During last week’s debate, Hillary Clinton revealed a specific detail about America’s nuclear launch operation procedures.

In trying to make a point about how careless and reckless Donald Trump would be with nuclear codes, Clinton casually mentioned that it takes four minutes for the U.S. to launch a nuclear strike against its enemies.

The comment has proven that Clinton herself cannot be trusted with sensitive nuclear information.

And in case you think it’s just the conservative blogosphere up in arms over her indifference to protecting such information, think again.

Numerous military members are livid that Clinton gave away more “extremely classified” information, and even left-wing echo chambers like CNN are reporting it.

Take a look …

 

Via the Free Beacon:

CNN’s Barbara Starr reported Thursday that the U.S. military is unhappy with Hillary Clinton discussing nuclear weapon launch times during Wednesday night’s presidential debate, calling such information “extremely classified.”

“We went to the military this morning and asked them. A military spokesman told us that they do not discuss operational timelines for launching nuclear weapons,” Starr said. “This is some of the most classified information. I asked Defense Secretary Ash Carter at a press conference earlier today.

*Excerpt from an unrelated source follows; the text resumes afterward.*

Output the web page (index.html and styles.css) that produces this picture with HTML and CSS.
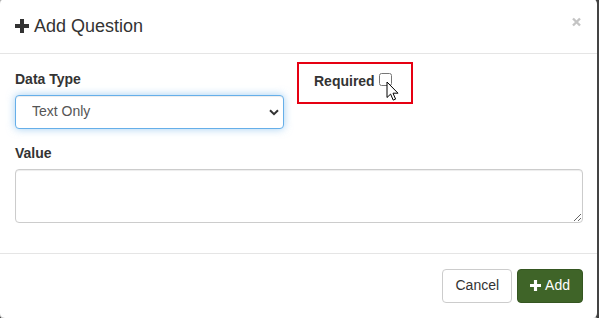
FILE: index.html
```html
<!DOCTYPE html>
<html lang="en">
<head>
  <meta charset="UTF-8">
  <title>Add Question</title>
  <link rel="stylesheet" href="styles.css">
</head>
<body>

  <div class="modal">
    <!-- Header -->
    <div class="modal-header">
      <h4 class="modal-title">
        <svg class="icon-plus" width="14" height="14" viewBox="0 0 14 14"><path d="M5 0h4v5h5v4H9v5H5V9H0V5h5z"/></svg>
        Add Question
      </h4>
      <button class="close" aria-label="Close">
        <svg width="9" height="10" viewBox="0 0 9 10"><path d="M1 1.5l7 7M8 1.5l-7 7"/></svg>
      </button>
    </div>

    <!-- Body -->
    <div class="modal-body">
      <div class="form-row">
        <div class="form-group">
          <label class="field-label">Data Type</label>
          <div class="select-wrap">
            <select class="form-control focused">
              <option>Text Only</option>
            </select>
            <svg class="chevron" width="10" height="7" viewBox="0 0 10 7"><path d="M1 1.2l4 4 4-4"/></svg>
          </div>
        </div>
        <div class="form-group required-col">
          <label class="check-label">Required <input type="checkbox"></label>
          <span class="highlight"></span>
          <svg class="cursor" width="14" height="20" viewBox="0 0 14 20"><path d="M1 1v15.5l3.6-3.4 2.6 6 2.4-1-2.6-5.9h5z"/></svg>
        </div>
      </div>

      <div class="form-group">
        <label class="field-label">Value</label>
        <textarea class="form-control" rows="2"></textarea>
      </div>
    </div>

    <!-- Footer -->
    <div class="modal-footer">
      <button class="btn btn-default">Cancel</button>
      <button class="btn btn-success">
        <svg class="icon-plus" width="11" height="11" viewBox="0 0 14 14"><path d="M5 0h4v5h5v4H9v5H5V9H0V5h5z"/></svg>
        Add
      </button>
    </div>
  </div>

</body>
</html>
```

FILE: styles.css
```css
html, body {
  margin: 0;
  padding: 0;
  overflow: hidden;
  font-family: 'Liberation Sans', Arial, sans-serif;
  font-size: 14px;
  line-height: 1.42857;
  color: #333;
  background: #3c3c3c;
}

.modal {
  box-sizing: border-box;
  width: 600px;
  margin: -2px 0 0 -1px;
  background: #fff;
  border: 1px solid rgba(0, 0, 0, 0.2);
  border-right: 2px solid #444;
  border-radius: 6px;
}

.modal-header {
  display: flex;
  justify-content: space-between;
  align-items: flex-start;
  padding: 14px 14px 14px 15px;
  border-bottom: 1px solid #e5e5e5;
}

.modal-title {
  display: flex;
  align-items: center;
  gap: 5px;
  margin: 0;
  font-size: 18px;
  font-weight: normal;
  line-height: 26px;
}

.modal-title .icon-plus {
  fill: #333;
  margin-top: -1px;
}

.close {
  margin: 4px 2px 0 0;
  padding: 0;
  border: 0;
  background: transparent;
  line-height: 0;
}

.close path {
  stroke: #c4c4c4;
  stroke-width: 2.4;
  fill: none;
}

.modal-body {
  padding: 16px 14px 15px 15px;
}

.form-row {
  display: grid;
  grid-template-columns: 1fr 1fr;
  column-gap: 30px;
}

.form-group {
  margin-bottom: 15px;
}

.field-label {
  display: block;
  margin-bottom: 5px;
  font-weight: bold;
}

.form-control {
  box-sizing: border-box;
  display: block;
  width: 100%;
  padding: 6px 12px;
  font-family: inherit;
  font-size: 14px;
  line-height: 1.42857;
  color: #555;
  background: #fff;
  border: 1px solid #ccc;
  border-radius: 4px;
  box-shadow: inset 0 1px 1px rgba(0, 0, 0, 0.075);
}

textarea.form-control {
  height: 54px;
  resize: vertical;
}

.select-wrap {
  position: relative;
}

select.form-control {
  height: 34px;
  padding-left: 16px;
  appearance: none;
  -webkit-appearance: none;
}

.focused {
  border-color: #66afe9;
  outline: 0;
  box-shadow: inset 0 1px 1px rgba(0, 0, 0, 0.075), 0 0 8px rgba(102, 175, 233, 0.6);
}

.chevron {
  position: absolute;
  right: 5px;
  top: 14px;
  pointer-events: none;
}

.chevron path {
  stroke: #333;
  stroke-width: 2;
  fill: none;
}

.required-col {
  position: relative;
}

.check-label {
  display: inline-block;
  padding-top: 2px;
  font-weight: bold;
}

.check-label input {
  width: 13px;
  height: 13px;
  margin: 0 0 -1px 0;
  vertical-align: baseline;
}

.highlight {
  position: absolute;
  left: -17px;
  top: -8px;
  width: 116px;
  height: 42px;
  box-sizing: border-box;
  border: 2px solid #e60012;
  pointer-events: none;
}

.cursor {
  position: absolute;
  left: 72px;
  top: 11px;
}

.cursor path {
  fill: #fff;
  stroke: #000;
  stroke-width: 1;
  stroke-linejoin: round;
}

.modal-footer {
  display: flex;
  justify-content: flex-end;
  gap: 5px;
  padding: 15px 14px 15px 15px;
  border-top: 1px solid #e5e5e5;
}

.btn {
  display: inline-flex;
  align-items: center;
  gap: 4px;
  height: 34px;
  padding: 6px 12px;
  font-family: inherit;
  font-size: 14px;
  line-height: 1.42857;
  border: 1px solid transparent;
  border-radius: 4px;
}

.btn-default {
  color: #333;
  background: #fff;
  border-color: #ccc;
}

.btn-success {
  color: #fff;
  background: #3f6428;
  border-color: #355621;
}

.btn-success .icon-plus {
  fill: #fff;
}
```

He declined to answer the question because it involved politics.”

“But here is the bottom line: the U.S. military does not discuss the precise specifics of the time frames of launching nuclear weapons that, by all accounts, is extremely classified,” Starr continued. “And if you know information to be classified and you’re a government official, even if it’s in the open source, even if it’s on the internet, you are not supposed to disclose it.”

Starr mentioned how unhappy the military is about Clinton’s comment.

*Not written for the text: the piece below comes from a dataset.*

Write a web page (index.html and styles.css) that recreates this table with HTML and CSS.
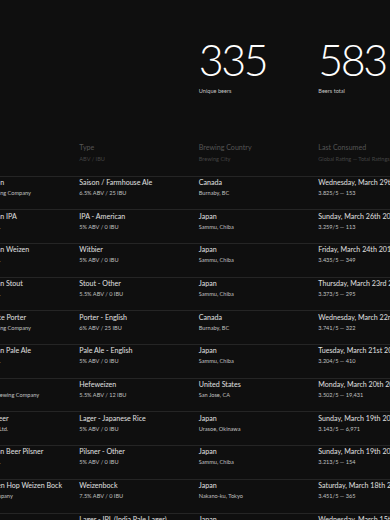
FILE: index.html
```html
<!DOCTYPE html>
<html lang="en">
<head>
<meta charset="utf-8">
<title>Beer log</title>
<link rel="stylesheet" href="styles.css">
</head>
<body>
<main class="page">
  <section class="stats">
    <div class="stat stat--unique">
      <div class="stat-value">335</div>
      <div class="stat-label">Unique beers</div>
    </div>
    <div class="stat stat--total">
      <div class="stat-value">583</div>
      <div class="stat-label">Beers total</div>
    </div>
  </section>

  <section class="table">
    <div class="row row--head">
      <div class="cell"><div class="main">Beer</div><div class="sub">Brewery</div></div>
      <div class="cell"><div class="main">Type</div><div class="sub">ABV / IBU</div></div>
      <div class="cell"><div class="main">Brewing Country</div><div class="sub">Brewing City</div></div>
      <div class="cell"><div class="main">Last Consumed</div><div class="sub">Global Rating — Total Ratings</div></div>
    </div>

    <div class="row">
      <div class="cell"><div class="main">Burnaby Saison</div><div class="sub">Four Winds Brewing Company</div></div>
      <div class="cell"><div class="main">Saison / Farmhouse Ale</div><div class="sub">6.5% ABV / 25 IBU</div></div>
      <div class="cell"><div class="main">Canada</div><div class="sub">Burnaby, BC</div></div>
      <div class="cell"><div class="main">Wednesday, March 29th 2017</div><div class="sub">3.825/5 — 153</div></div>
    </div>
    <div class="row">
      <div class="cell"><div class="main">Kujukuri Ocean IPA</div><div class="sub">Kujukuri Brew Co.</div></div>
      <div class="cell"><div class="main">IPA - American</div><div class="sub">5% ABV / 0 IBU</div></div>
      <div class="cell"><div class="main">Japan</div><div class="sub">Sammu, Chiba</div></div>
      <div class="cell"><div class="main">Sunday, March 26th 2017</div><div class="sub">3.259/5 — 113</div></div>
    </div>
    <div class="row">
      <div class="cell"><div class="main">Kujukuri Ocean Weizen</div><div class="sub">Kujukuri Brew Co.</div></div>
      <div class="cell"><div class="main">Witbier</div><div class="sub">5% ABV / 0 IBU</div></div>
      <div class="cell"><div class="main">Japan</div><div class="sub">Sammu, Chiba</div></div>
      <div class="cell"><div class="main">Friday, March 24th 2017</div><div class="sub">3.435/5 — 349</div></div>
    </div>
    <div class="row">
      <div class="cell"><div class="main">Kujukuri Ocean Stout</div><div class="sub">Kujukuri Brew Co.</div></div>
      <div class="cell"><div class="main">Stout - Other</div><div class="sub">5.5% ABV / 0 IBU</div></div>
      <div class="cell"><div class="main">Japan</div><div class="sub">Sammu, Chiba</div></div>
      <div class="cell"><div class="main">Thursday, March 23rd 2017</div><div class="sub">3.373/5 — 295</div></div>
    </div>
    <div class="row">
      <div class="cell"><div class="main">Dark Chocolate Porter</div><div class="sub">Four Winds Brewing Company</div></div>
      <div class="cell"><div class="main">Porter - English</div><div class="sub">6% ABV / 25 IBU</div></div>
      <div class="cell"><div class="main">Canada</div><div class="sub">Burnaby, BC</div></div>
      <div class="cell"><div class="main">Wednesday, March 22nd 2017</div><div class="sub">3.741/5 — 322</div></div>
    </div>
    <div class="row">
      <div class="cell"><div class="main">Kujukuri Ocean Pale Ale</div><div class="sub">Kujukuri Brew Co.</div></div>
      <div class="cell"><div class="main">Pale Ale - English</div><div class="sub">5% ABV / 0 IBU</div></div>
      <div class="cell"><div class="main">Japan</div><div class="sub">Sammu, Chiba</div></div>
      <div class="cell"><div class="main">Tuesday, March 21st 2017</div><div class="sub">3.204/5 — 410</div></div>
    </div>
    <div class="row">
      <div class="cell"><div class="main">Hefeweizen</div><div class="sub">The Hermitage Brewing Company</div></div>
      <div class="cell"><div class="main">Hefeweizen</div><div class="sub">5.5% ABV / 12 IBU</div></div>
      <div class="cell"><div class="main">United States</div><div class="sub">San Jose, CA</div></div>
      <div class="cell"><div class="main">Monday, March 20th 2017</div><div class="sub">3.502/5 — 19,431</div></div>
    </div>
    <div class="row">
      <div class="cell"><div class="main">Orion Draft Beer</div><div class="sub">Orion Breweries, Ltd.</div></div>
      <div class="cell"><div class="main">Lager - Japanese Rice</div><div class="sub">5% ABV / 0 IBU</div></div>
      <div class="cell"><div class="main">Japan</div><div class="sub">Urasoe, Okinawa</div></div>
      <div class="cell"><div class="main">Sunday, March 19th 2017</div><div class="sub">3.143/5 — 6,971</div></div>
    </div>
    <div class="row">
      <div class="cell"><div class="main">Kujukuri Ocean Beer Pilsner</div><div class="sub">Kujukuri Brew Co.</div></div>
      <div class="cell"><div class="main">Pilsner - Other</div><div class="sub">5% ABV / 0 IBU</div></div>
      <div class="cell"><div class="main">Japan</div><div class="sub">Sammu, Chiba</div></div>
      <div class="cell"><div class="main">Sunday, March 19th 2017</div><div class="sub">3.213/5 — 154</div></div>
    </div>
    <div class="row">
      <div class="cell"><div class="main">Nakano Golden Hop Weizen Bock</div><div class="sub">Nakano Beer Company</div></div>
      <div class="cell"><div class="main">Weizenbock</div><div class="sub">7.5% ABV / 0 IBU</div></div>
      <div class="cell"><div class="main">Japan</div><div class="sub">Nakano-ku, Tokyo</div></div>
      <div class="cell"><div class="main">Saturday, March 18th 2017</div><div class="sub">3.451/5 — 365</div></div>
    </div>
    <div class="row">
      <div class="cell"><div class="main">Ginga IPL</div><div class="sub">Ginga Kogen</div></div>
      <div class="cell"><div class="main">Lager - IPL (India Pale Lager)</div><div class="sub">6% ABV / 50 IBU</div></div>
      <div class="cell"><div class="main">Japan</div><div class="sub">Sammu, Chiba</div></div>
      <div class="cell"><div class="main">Wednesday, March 15th 2017</div><div class="sub">3.512/5 — 208</div></div>
    </div>
  </section>
</main>
</body>
</html>
```

FILE: styles.css
```css
html, body {
  margin: 0;
  padding: 0;
  overflow: hidden;
  background: #0f0f0f;
}

body {
  font-family: Lato, "Open Sans", "Liberation Sans", sans-serif;
  color: #dcdcdc;
}

.page {
  width: 620px;
  margin-left: -43.7px;
}

.stats,
.row {
  display: grid;
  grid-template-columns: 123px 119.5px 119.5px 119.5px;
}

.stats {
  padding-top: 38px;
}

.stat--unique { grid-column: 3; }
.stat--total { grid-column: 4; }

.stat-value {
  font-size: 43px;
  line-height: 43px;
  font-weight: 300;
  color: #ffffff;
  letter-spacing: -2.5px;
}

.stat-label {
  margin-top: 6px;
  font-size: 5.6px;
  line-height: 8px;
  color: #c4c4c4;
}

.table {
  margin-top: 47.7px;
}

.row {
  border-top: 1px solid #252525;
  padding: 1.3px 0 12.4px;
  white-space: nowrap;
}

.row--head {
  border-top: 0;
  padding: 0 0 12.7px;
}

.main {
  font-size: 7.1px;
  line-height: 10px;
  color: #e0e0e0;
}

.sub {
  margin-top: 1px;
  font-size: 5.6px;
  line-height: 8px;
  color: #c0c0c0;
}

.row--head .main { color: #555555; }
.row--head .sub { margin-top: 2.3px; color: #444444; }
```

“The bottom line is the U.S. military [is] not especially thrilled to be discussing in precise detail what it takes to launch nuclear weapons,” Starr said.

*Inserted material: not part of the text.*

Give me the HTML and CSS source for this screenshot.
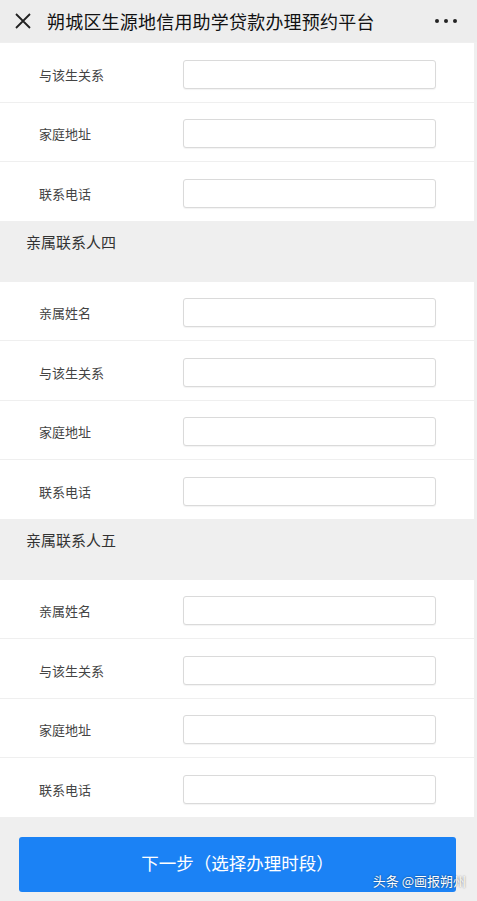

Let’s repeat that one phrase:

If you know information to be classified and you’re a government official, even if it’s in the open source, even if it’s on the internet, you are not supposed to disclose it.

You’re not supposed to strip classified markings off of government documents, provide passwords to unauthorized employees, and move sensitive information to a server in your bathroom either, but that never stopped Hillary before.

In discussing the possibility that what was said on national television might be a crime, the CNN reporter asked, “Could somebody be prosecuted for it?”

She then answered her own question saying, “Who knows, that’s, you know — this is one of these constant questions in Washington nowadays.”

What’s the common denominator in why that question is constantly asked in Washington these days? Hillary Clinton.